By: Barbara Chappell
Picture yourself in your new tiny office on the second floor of an old Bureau of Mines building, the kind with long cinderblock halls and black windowless doors, one after another after another, each distinguished by two name plates: one for the occupant’s name, the other for their title. In nearly every room on your floor, each occupant is a researcher, a chemist, geologist, or engineer of one sort or another. Your job is to publicize the researcher’s work.
But very few of your new neighbors care whether their work receives publicity. They seem mostly to care about whether they can solve whatever scientific problem next needs to be solved. In fact, getting publicity, for many of them, seems to feel like a foolish distraction from their important work at hand. Bottomline, they have no use for the new PR lady.
As that PR lady, the next problem I needed to solve was finding a way to engage my colleagues in enough conversation to discover who had the best stories.

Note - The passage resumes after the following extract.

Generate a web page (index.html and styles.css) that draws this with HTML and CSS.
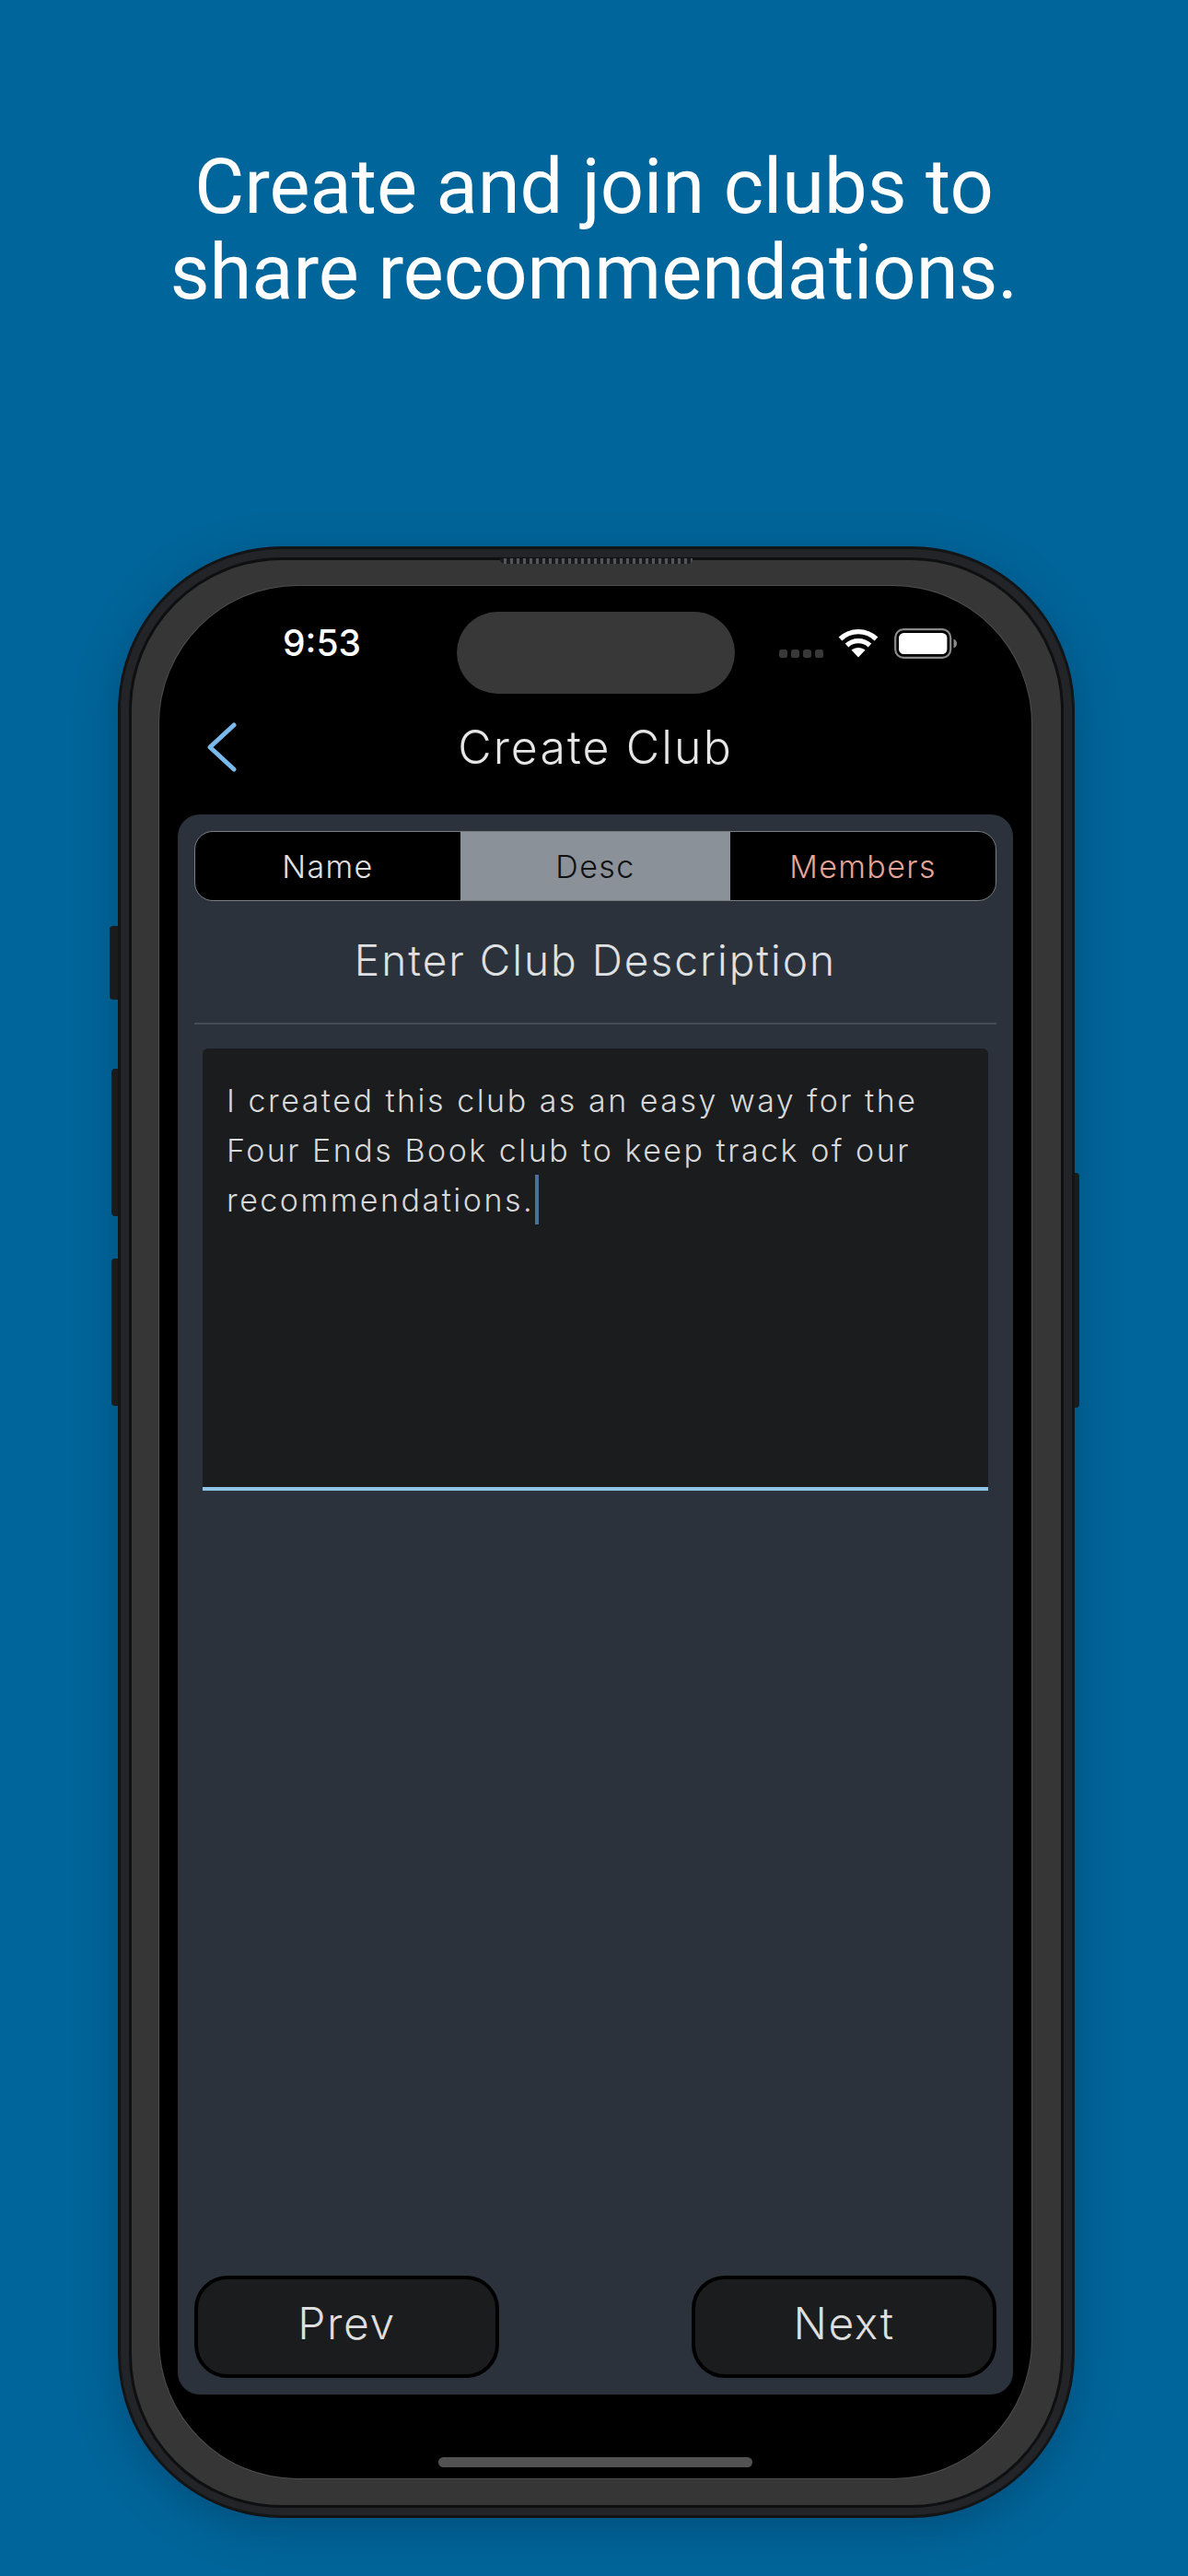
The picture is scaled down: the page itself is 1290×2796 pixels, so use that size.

My solution took me to the trophy shop to order a set of plastic inserts for the brass nameplates on my door. Instead of “Public Affairs Office,” my first new nameplate would read “Coffee of the Day.” For the second nameplate, I ordered a set of inserts to name the most fragrant coffee flavors I could find: “Butter Pecan,” “Blueberry,” “Pumpkin,” “Mocha Mint,” etc. And, each Friday I began to bake cookies for dunking into the coffee. I hoped the smell of my coffee would waft through those long halls and bring scientists to my room. To keep them there for more than the time it takes to pour a cup of coffee, I baked cookies. It worked beyond my wildest dreams.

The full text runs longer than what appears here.